Method of Improving Stability Of Organopolysiloxane And An Organopolysiloxane Mixture

Abstract

A method for improving thermal stability of an organopolysiloxane characterized by compounding an organopolysiloxane (A), which was polymerized with participation of an alkali-metal catalyst, with a metal deactivater (B); and an organopolysiloxane mixture composed of an organopolysiloxane (A) characterized by compounding organopolysiloxane (A), which was polymerized with participation of an alkali-metal catalyst, with a metal deactivater (B) used in the amount of 0.02 to 1 part by mass per 10 ppm of the alkali metal contained in component (A).

Description

TECHNICAL FIELD

The present invention relates to a method of improving thermal stability of an organopolysiloxane and to an organopolysiloxane mixture having improved thermal stability.

BACKGROUND ART

An organopolysiloxane can be produced by equilibrium polymerization of a linear or cyclic organopolysiloxane having low molecular weight, typically, in the presence of an alkali-metal catalyst (see Japanese Examined Patent Application Publication (hereinafter referred to as “Kokoku” H08-22920 (equivalent to U.S. Pat. No. 4,719,276) and Kokoku S47-44040). The organopolysiloxane produced by the above method contains a low-molecular-weight cyclic organopolysiloxane, but since the use of an organopolysiloxane as such may be associated with some problems, the aforementioned low-molecular-weight component is removed by thermal distillation. In particular, in order to use the aforementioned organopolysiloxane in the structure of electric and electronic devices, the organopolysiloxane has to be preliminarily cleared from the low-molecular-weight components, but since the aforementioned thermal distillation is carried out under severe conditions, the alkali-metal catalyst, which is a polymerization catalyst, may not be sufficiently neutralized. This may cause depolymerization of the organopolysiloxane and impair efficiency of removal of the low-molecular-weight components. Furthermore, if the alkali-metal catalyst contained in the organopolysiloxane is not sufficiently neutralized, this may decrease heat-resistant properties and storage stability of silicone products manufactured from the aforementioned organopolysiloxane as a starting material. The above problem is in particular critical when the organopolysiloxane has high viscosity and it becomes difficult to remove neutralization salts of the alkali-metal catalyst by filtration.

As described in U.S. Pat. No. 4,250,290, it was proposed to solve the above problem by subjecting a cyclic dimethylsiloxane monomer to equilibrium polymerization in the presence of a potassium-silanolate catalyst, and then to neutralize the product with silyl phosphate. A disadvantage of this method is that the presence of phosphoric acid causes corrosion of the polymerization equipment.

DISCLOSURE OF INVENTION

The inventor herein proposes a method of improving thermal stability of the organopolysiloxane by combining the organopolysiloxane, which was polymerized with the use of an alkali-metal catalyst, with a metal deactivater.

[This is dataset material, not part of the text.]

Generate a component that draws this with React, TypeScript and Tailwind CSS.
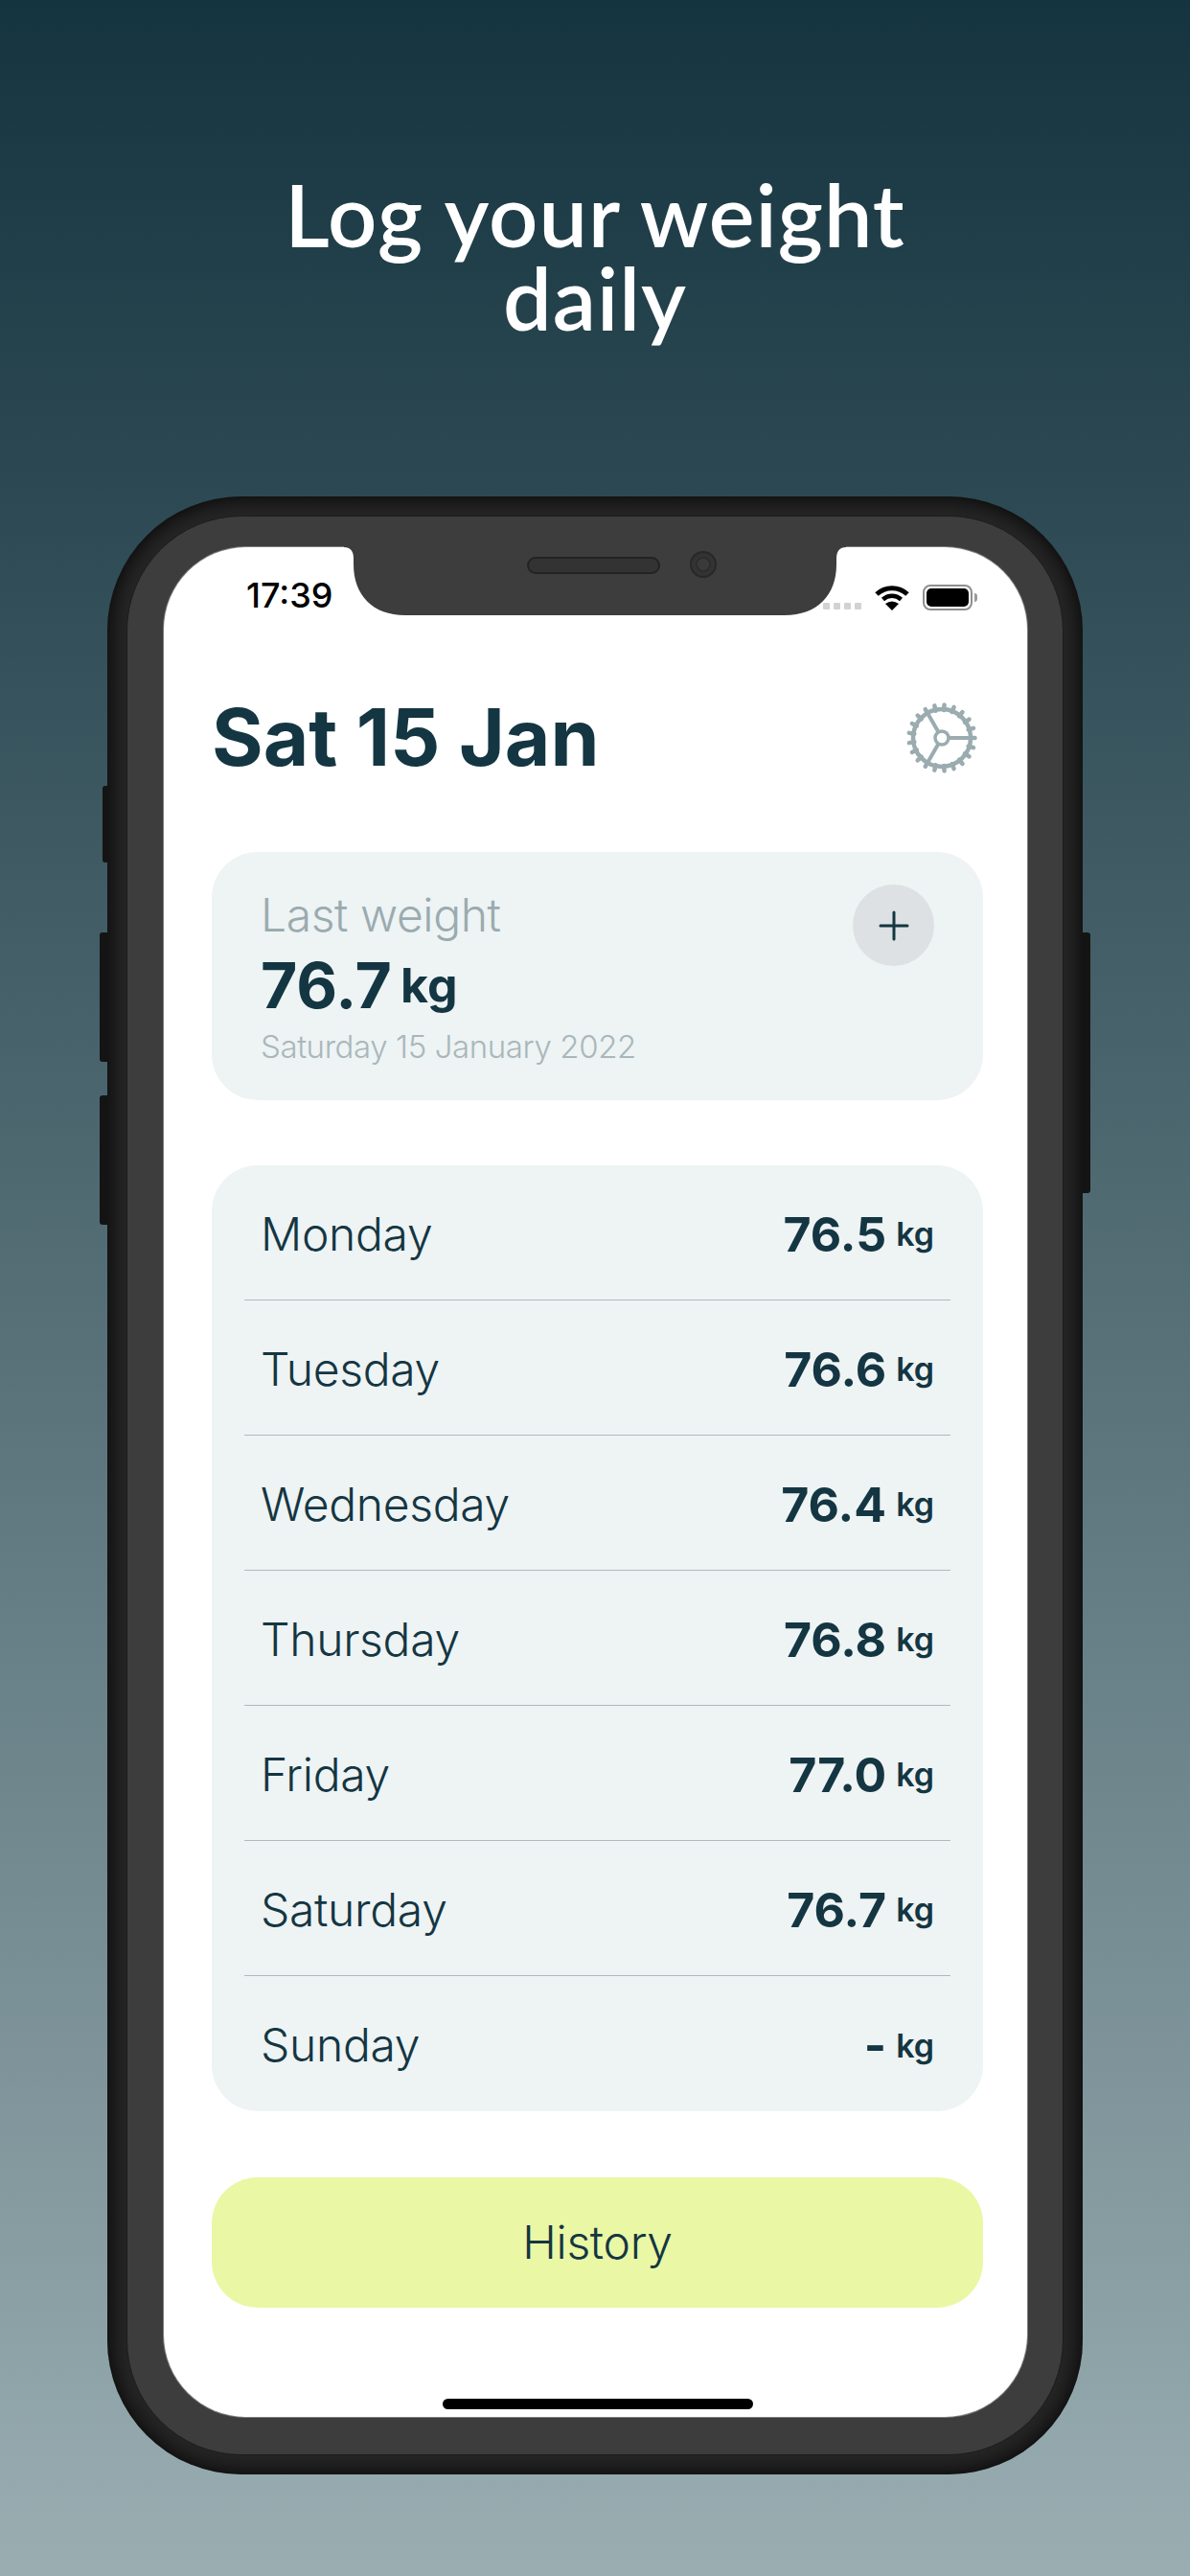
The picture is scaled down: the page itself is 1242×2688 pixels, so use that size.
import React from 'react';
import { Plus } from 'lucide-react';

const WEEK = [
  { day: 'Monday', value: '76.5' },
  { day: 'Tuesday', value: '76.6' },
  { day: 'Wednesday', value: '76.4' },
  { day: 'Thursday', value: '76.8' },
  { day: 'Friday', value: '77.0' },
  { day: 'Saturday', value: '76.7' },
  { day: 'Sunday', value: '-' },
];

function Notch() {
  return (
    <svg width="524" height="73" viewBox="0 -1 524 73" className="absolute -top-px left-[188px] z-10">
      <path
        d="M0 -1 H524 V0 Q514 0 514 12 V18 C514 50 494 71 460 71 H64 C30 71 10 50 10 18 V12 Q10 0 0 0 Z"
        fill="#3d3d3d"
      />
      <rect x="192" y="11" width="137" height="16" rx="8" fill="#333333" stroke="#232323" strokeWidth="2" />
      <circle cx="375" cy="18" r="13" fill="#333333" stroke="#282828" strokeWidth="2" />
      <circle cx="375" cy="18" r="7" fill="#3a3a3a" stroke="#2b2b2b" strokeWidth="1.5" />
    </svg>
  );
}

function Wifi() {
  return (
    <svg width="36" height="27" viewBox="0 0 36 27" fill="none">
      <path d="M2 10 C11 1.5 25 1.5 34 10" stroke="#000" strokeWidth="5" />
      <path d="M8.5 15.5 C14 10.5 22 10.5 27.5 15.5" stroke="#000" strokeWidth="4.5" />
      <path d="M18 27 L11 20 Q18 15 25 20 Z" fill="#000" />
    </svg>
  );
}

function Battery() {
  return (
    <div className="flex items-center gap-[2px]">
      <div className="flex h-[27px] w-[52px] rounded-[8px] border-2 border-[#8f8f8f] p-[2px]">
        <div className="flex-1 rounded-[5px] bg-black" />
      </div>
      <div className="h-[9px] w-[3px] rounded-r-full bg-[#9a9a9a]" />
    </div>
  );
}

function Gear() {
  const teeth = Array.from({ length: 21 }, (_, i) => (i * 360) / 21);
  return (
    <svg width="74" height="74" viewBox="0 0 74 74" fill="none" stroke="#9aacb0">
      {teeth.map((deg) => (
        <line
          key={deg}
          x1="66"
          y1="37"
          x2="71.5"
          y2="37"
          strokeWidth="4.5"
          strokeLinecap="round"
          transform={`rotate(${deg} 37 37)`}
        />
      ))}
      <circle cx="37" cy="37" r="30" strokeWidth="4.5" />
      <path d="M44 37 H66 M33.5 43 L22 63 M33.5 31 L22 11" strokeWidth="4" />
      <circle cx="37" cy="37" r="7" strokeWidth="3.5" fill="#fff" />
    </svg>
  );
}

function Row({ day, value, last }: { day: string; value: string; last: boolean }) {
  return (
    <div className={`mx-[34px] flex h-[141px] items-center justify-between pt-[3px] pr-[17px] pl-[17px] ${last ? '' : 'border-b border-[#adbabd]'}`}>
      <span className="text-[48px] leading-[70px] font-[350] tracking-[-0.3px] text-[#143642]">{day}</span>
      <span className="flex items-center gap-[10px] text-[#143642]">
        <span className="text-[50px] leading-[70px] font-bold">{value}</span>
        <span className="text-[34px] font-semibold">kg</span>
      </span>
    </div>
  );
}

export default function App() {
  return (
    <div className="flex h-[2688px] w-[1242px] flex-col items-center overflow-hidden bg-linear-to-b from-[#14343f] to-[#9aaeb2] font-[Inter,sans-serif]">
      <h1 className="w-[800px] pt-[180px] text-center font-[Lato,sans-serif] text-[90px] leading-[87px] font-semibold tracking-[1px] text-white">
        Log your weight daily
      </h1>

      {/* phone */}
      <div className="relative mt-[164px] h-[2064px] w-[1018px] rounded-[140px] bg-[#262626] p-[20px] shadow-[inset_0_0_24px_#000000]">
        <div className="absolute -left-[5px] top-[302px] h-[80px] w-[6px] rounded-l-[3px] bg-[#141414]" />
        <div className="absolute -left-[8px] top-[455px] h-[135px] w-[9px] rounded-l-[3px] bg-[#141414]" />
        <div className="absolute -left-[8px] top-[625px] h-[135px] w-[9px] rounded-l-[3px] bg-[#141414]" />
        <div className="absolute -right-[8px] top-[455px] h-[272px] w-[9px] rounded-r-[3px] bg-[#141414]" />

        <div className="h-full rounded-[120px] border border-[#1c1c1c] bg-[#3d3d3d] pt-[32px] pr-[37px] pb-[39px] pl-[38px]">
          <div className="relative h-full rounded-[86px] bg-white shadow-[0_0_0_1px_#7d7d7d]">
            <Notch />

            <div className="flex h-[72px] items-end justify-between pr-[52px] pb-[6px] pl-[86px]">
              <span className="-mb-[5px] text-[36px] leading-[42px] font-medium text-black">17:39</span>
              <div className="flex items-center gap-[14px]">
                <div className="flex gap-[4px] self-end pb-[1px]">
                  <div className="h-[7px] w-[7px] rounded-[1px] bg-[#d2d2d2]" />
                  <div className="h-[7px] w-[7px] rounded-[1px] bg-[#d2d2d2]" />
                  <div className="h-[7px] w-[7px] rounded-[1px] bg-[#d2d2d2]" />
                  <div className="h-[7px] w-[7px] rounded-[1px] bg-[#d2d2d2]" />
                </div>
                <Wifi />
                <Battery />
              </div>
            </div>

            <div className="pr-[46px] pl-[50px]">
              <div className="mt-[77px] flex h-[100px] items-center justify-between pr-[6px]">
                <h2 className="text-[82px] leading-[100px] font-bold text-[#143642]">Sat 15 Jan</h2>
                <Gear />
              </div>

              <div className="mt-[69px] flex h-[259px] items-start justify-between rounded-[48px] bg-[#eef3f4] pt-[34px] pr-[51px] pl-[51px]">
                <div className="pt-[3px]">
                  <p className="text-[48px] leading-[58px] font-light tracking-[-0.4px] text-[#9aabaf]">Last weight</p>
                  <p className="mt-[8px] flex items-center gap-[9px] leading-[72px] font-bold text-[#143642]">
                    <span className="text-[66px]">76.7</span>
                    <span className="text-[50px]">kg</span>
                  </p>
                  <p className="mt-[7px] text-[33px] leading-[42px] font-light tracking-[-0.4px] text-[#a9b7ba]">
                    Saturday 15 January 2022
                  </p>
                </div>
                <button className="flex h-[85px] w-[85px] items-center justify-center rounded-full bg-[#dde1e3]">
                  <Plus size={48} strokeWidth={1.5} color="#143642" />
                </button>
              </div>

              <div className="mt-[68px] rounded-[48px] bg-[#eef3f4]">
                {WEEK.map((row, i) => (
                  <Row key={row.day} day={row.day} value={row.value} last={i === WEEK.length - 1} />
                ))}
              </div>

              <button className="mt-[69px] flex h-[136px] w-full items-center justify-center rounded-[48px] bg-[#eaf7a4] text-[48px] font-[350] tracking-[-0.3px] text-[#143642]">
                History
              </button>

              <div className="mx-auto mt-[95px] h-[11px] w-[324px] rounded-full bg-black" />
            </div>
          </div>
        </div>
      </div>
    </div>
  );
}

The method of the invention for improving thermal stability of an organopolysiloxane consists of compounding a metal deactivater (B) with an organopolysiloxane (A) polymerized with the use of an alkali metal catalyst. It is recommended to use the metal deactivater in an amount of 0.02 to 1 part by mass per 10 ppm of the alkali metal contained in the aforementioned organopolysiloxane. It is also recommended that the content of alkali metal in the aforementioned organopolysiloxane be in the range of 1 to 500 ppm.

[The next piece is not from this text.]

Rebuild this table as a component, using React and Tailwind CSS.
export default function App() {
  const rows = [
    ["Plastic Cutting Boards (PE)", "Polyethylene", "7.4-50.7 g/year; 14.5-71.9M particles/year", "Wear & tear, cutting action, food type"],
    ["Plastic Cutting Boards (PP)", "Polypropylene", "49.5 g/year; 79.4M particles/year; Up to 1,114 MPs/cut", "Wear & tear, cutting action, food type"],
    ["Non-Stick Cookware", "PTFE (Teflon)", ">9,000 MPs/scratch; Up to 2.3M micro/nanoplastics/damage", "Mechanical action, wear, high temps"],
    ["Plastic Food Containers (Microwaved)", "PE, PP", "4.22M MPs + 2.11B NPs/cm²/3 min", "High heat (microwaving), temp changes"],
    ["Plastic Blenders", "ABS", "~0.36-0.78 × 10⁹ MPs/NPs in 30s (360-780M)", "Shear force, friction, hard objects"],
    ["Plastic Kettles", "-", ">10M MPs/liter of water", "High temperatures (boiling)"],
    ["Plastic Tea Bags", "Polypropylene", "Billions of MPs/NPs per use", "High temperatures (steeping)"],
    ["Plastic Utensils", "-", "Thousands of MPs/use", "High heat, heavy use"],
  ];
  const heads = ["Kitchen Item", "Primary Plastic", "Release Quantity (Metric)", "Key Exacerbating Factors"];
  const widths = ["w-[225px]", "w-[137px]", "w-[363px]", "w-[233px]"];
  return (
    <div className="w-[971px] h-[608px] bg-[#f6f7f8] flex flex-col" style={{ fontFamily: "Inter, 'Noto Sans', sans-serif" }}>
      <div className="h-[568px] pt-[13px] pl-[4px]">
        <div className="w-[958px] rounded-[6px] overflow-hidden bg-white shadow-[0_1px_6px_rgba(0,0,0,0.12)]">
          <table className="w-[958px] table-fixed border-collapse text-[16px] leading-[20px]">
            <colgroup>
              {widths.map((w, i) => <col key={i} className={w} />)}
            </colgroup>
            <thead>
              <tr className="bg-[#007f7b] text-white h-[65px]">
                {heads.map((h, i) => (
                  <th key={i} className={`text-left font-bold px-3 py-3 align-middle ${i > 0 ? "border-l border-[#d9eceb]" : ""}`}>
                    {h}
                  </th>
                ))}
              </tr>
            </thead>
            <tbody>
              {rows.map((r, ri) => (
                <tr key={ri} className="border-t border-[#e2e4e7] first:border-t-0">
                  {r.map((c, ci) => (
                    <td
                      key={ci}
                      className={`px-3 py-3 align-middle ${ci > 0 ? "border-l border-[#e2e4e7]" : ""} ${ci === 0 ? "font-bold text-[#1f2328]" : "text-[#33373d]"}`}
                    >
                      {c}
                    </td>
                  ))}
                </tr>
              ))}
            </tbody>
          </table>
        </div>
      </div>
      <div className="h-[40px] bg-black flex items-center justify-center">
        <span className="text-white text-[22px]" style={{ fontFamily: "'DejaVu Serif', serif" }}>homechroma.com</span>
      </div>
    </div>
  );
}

Furthermore, the organopolysiloxane mixture of the present invention comprises an organopolysiloxane (A) polymerized with the use of an alkali metal catalyst and a metal deactivater (B) (which is used in the amount of 0.02 to 1 part by mass per 10 ppm of the alkali metal contained in component (A)).

The alkali-metal catalyst may comprise a potassium silanolate or a potassium hydroxide, while the metal deactivater may be a compound selected from a hydrazide-based compound, an aminotriazole-based compound, or a triazine-based compound.

Since the method of the invention for stabilization of the organopolysiloxane involves introduction of metal deactivater (B) that deactivates the catalytic residue contained in component (A), it becomes possible to increase the decomposition temperature of the organopolysiloxane polymerized with the used of an alkali-metal catalyst, and this, in turn, improves thermal stability of the organopolysiloxane. Furthermore, since the mixture composed of the organopolysiloxane polymerized with the use of the alkali-metal catalyst and metal deactivater (B) has the increased thermal-decomposition temperature, one can expect that the mixture as such may improve storage stability and heat-resistant properties of silicone products which are manufactured by using the aforementioned composition as a starting material.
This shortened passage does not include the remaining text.